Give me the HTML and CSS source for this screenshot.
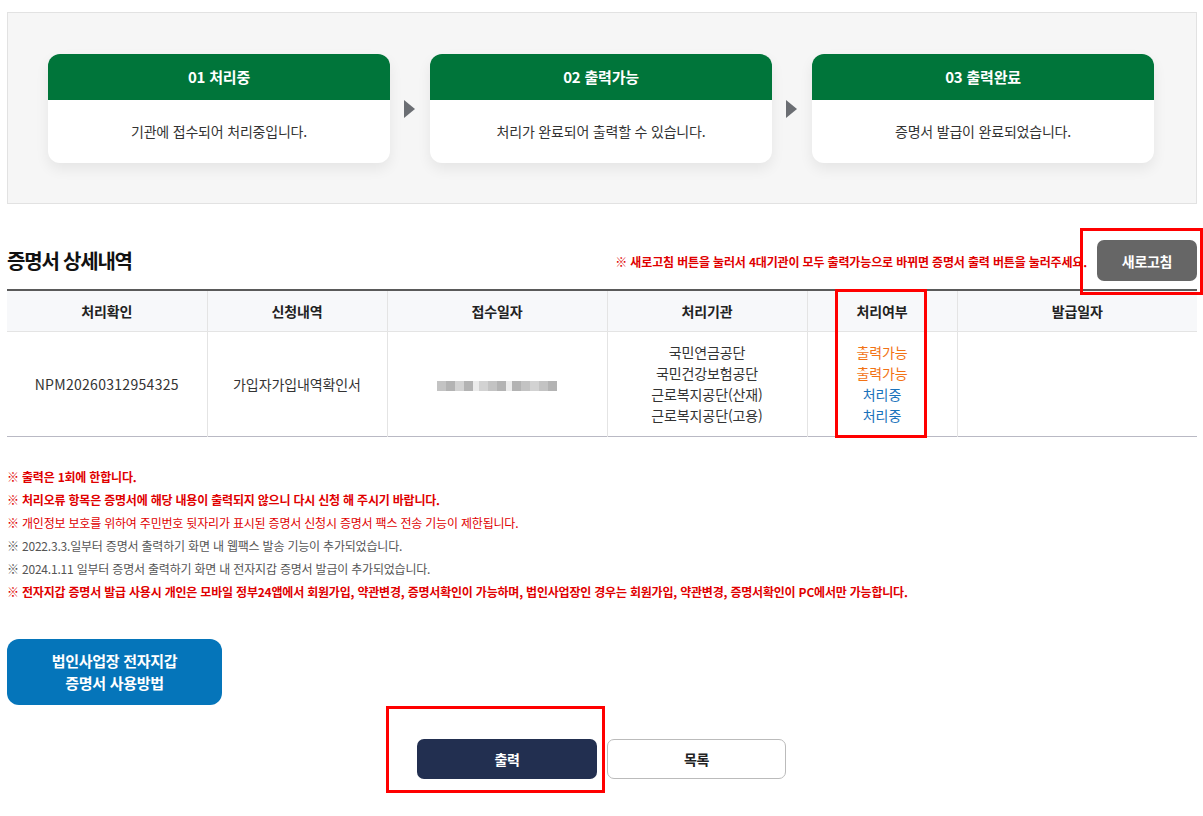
•••
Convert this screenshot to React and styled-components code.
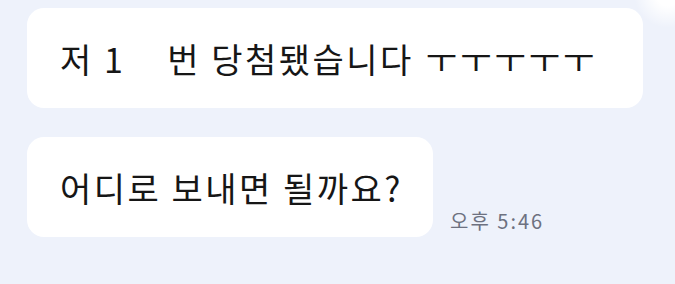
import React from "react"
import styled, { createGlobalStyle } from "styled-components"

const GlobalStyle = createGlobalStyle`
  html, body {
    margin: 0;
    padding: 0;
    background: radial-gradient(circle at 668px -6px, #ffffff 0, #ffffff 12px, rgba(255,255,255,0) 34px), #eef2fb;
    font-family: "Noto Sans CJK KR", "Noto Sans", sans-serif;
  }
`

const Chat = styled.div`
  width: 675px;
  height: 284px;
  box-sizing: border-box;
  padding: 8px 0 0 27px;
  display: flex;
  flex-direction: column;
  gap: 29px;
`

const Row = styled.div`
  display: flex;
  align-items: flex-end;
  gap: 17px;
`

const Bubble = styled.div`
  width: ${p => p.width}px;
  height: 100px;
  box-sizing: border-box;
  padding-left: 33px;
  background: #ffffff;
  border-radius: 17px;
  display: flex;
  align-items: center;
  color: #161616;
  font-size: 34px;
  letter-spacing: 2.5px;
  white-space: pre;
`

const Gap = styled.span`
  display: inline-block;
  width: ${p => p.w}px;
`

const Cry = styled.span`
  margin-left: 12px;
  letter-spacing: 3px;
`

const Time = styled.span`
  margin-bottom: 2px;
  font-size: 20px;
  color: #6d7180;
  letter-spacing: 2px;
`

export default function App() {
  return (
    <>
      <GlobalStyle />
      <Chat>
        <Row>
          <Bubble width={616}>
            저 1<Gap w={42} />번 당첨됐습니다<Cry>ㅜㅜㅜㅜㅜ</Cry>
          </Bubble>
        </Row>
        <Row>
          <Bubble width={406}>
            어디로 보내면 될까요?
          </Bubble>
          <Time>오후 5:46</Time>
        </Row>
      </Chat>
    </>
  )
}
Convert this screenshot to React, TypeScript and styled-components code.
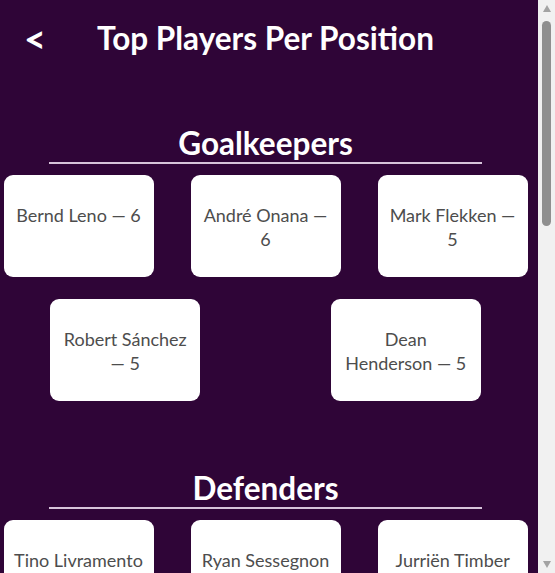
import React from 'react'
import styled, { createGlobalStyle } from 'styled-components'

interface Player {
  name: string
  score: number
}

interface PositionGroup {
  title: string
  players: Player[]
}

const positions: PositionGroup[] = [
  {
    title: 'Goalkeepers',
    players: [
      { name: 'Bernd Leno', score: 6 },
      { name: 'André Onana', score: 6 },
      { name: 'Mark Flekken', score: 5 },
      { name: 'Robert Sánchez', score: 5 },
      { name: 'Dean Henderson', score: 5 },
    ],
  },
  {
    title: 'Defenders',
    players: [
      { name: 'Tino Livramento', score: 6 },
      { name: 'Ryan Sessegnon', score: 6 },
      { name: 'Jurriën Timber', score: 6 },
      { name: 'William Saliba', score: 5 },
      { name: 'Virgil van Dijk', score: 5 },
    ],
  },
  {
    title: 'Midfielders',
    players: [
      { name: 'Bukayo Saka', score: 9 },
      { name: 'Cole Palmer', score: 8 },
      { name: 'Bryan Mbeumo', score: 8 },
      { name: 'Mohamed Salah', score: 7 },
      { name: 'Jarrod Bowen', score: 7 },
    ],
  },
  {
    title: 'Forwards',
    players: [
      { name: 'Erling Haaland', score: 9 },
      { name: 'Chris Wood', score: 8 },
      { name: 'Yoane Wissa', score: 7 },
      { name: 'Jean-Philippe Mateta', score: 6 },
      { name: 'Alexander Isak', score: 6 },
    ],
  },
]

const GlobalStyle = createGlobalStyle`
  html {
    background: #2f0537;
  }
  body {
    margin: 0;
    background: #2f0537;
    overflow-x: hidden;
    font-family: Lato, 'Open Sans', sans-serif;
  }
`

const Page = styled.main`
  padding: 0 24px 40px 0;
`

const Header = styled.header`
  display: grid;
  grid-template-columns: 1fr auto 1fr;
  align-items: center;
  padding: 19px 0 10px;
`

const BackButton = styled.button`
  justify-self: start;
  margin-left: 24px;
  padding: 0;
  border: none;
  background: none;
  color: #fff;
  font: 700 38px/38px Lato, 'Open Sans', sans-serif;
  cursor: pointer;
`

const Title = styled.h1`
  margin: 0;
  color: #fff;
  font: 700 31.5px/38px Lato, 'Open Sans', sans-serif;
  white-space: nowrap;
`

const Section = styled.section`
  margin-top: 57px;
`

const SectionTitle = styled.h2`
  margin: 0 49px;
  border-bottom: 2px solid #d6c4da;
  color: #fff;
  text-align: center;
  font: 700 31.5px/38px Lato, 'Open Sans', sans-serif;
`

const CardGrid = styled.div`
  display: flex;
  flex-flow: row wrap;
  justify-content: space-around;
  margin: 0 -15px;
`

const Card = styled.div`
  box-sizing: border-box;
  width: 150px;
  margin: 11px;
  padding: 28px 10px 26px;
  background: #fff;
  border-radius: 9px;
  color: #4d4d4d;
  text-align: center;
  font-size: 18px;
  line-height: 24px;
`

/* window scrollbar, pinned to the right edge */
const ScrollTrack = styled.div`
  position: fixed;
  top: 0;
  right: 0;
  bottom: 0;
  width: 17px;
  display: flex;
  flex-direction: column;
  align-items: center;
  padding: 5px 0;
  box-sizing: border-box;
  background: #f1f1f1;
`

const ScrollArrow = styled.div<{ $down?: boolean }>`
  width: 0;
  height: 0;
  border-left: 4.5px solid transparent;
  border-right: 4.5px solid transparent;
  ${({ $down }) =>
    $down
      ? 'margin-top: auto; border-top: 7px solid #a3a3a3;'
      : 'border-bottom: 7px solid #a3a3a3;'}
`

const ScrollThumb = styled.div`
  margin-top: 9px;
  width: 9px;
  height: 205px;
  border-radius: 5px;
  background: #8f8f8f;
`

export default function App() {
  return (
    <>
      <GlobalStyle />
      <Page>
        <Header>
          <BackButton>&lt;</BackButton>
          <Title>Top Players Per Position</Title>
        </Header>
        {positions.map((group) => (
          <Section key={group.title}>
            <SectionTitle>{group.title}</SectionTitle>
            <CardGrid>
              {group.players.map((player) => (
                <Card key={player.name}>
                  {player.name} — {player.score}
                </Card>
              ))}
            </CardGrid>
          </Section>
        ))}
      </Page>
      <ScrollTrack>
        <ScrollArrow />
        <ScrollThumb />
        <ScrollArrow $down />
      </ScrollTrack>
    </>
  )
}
•••
REQUIREMENT: Lines containing the word "code" must all be returned from the material above.

RESULT BELOW:
Convert this screenshot to React and styled-components code.
Convert this screenshot to React, TypeScript and styled-components code.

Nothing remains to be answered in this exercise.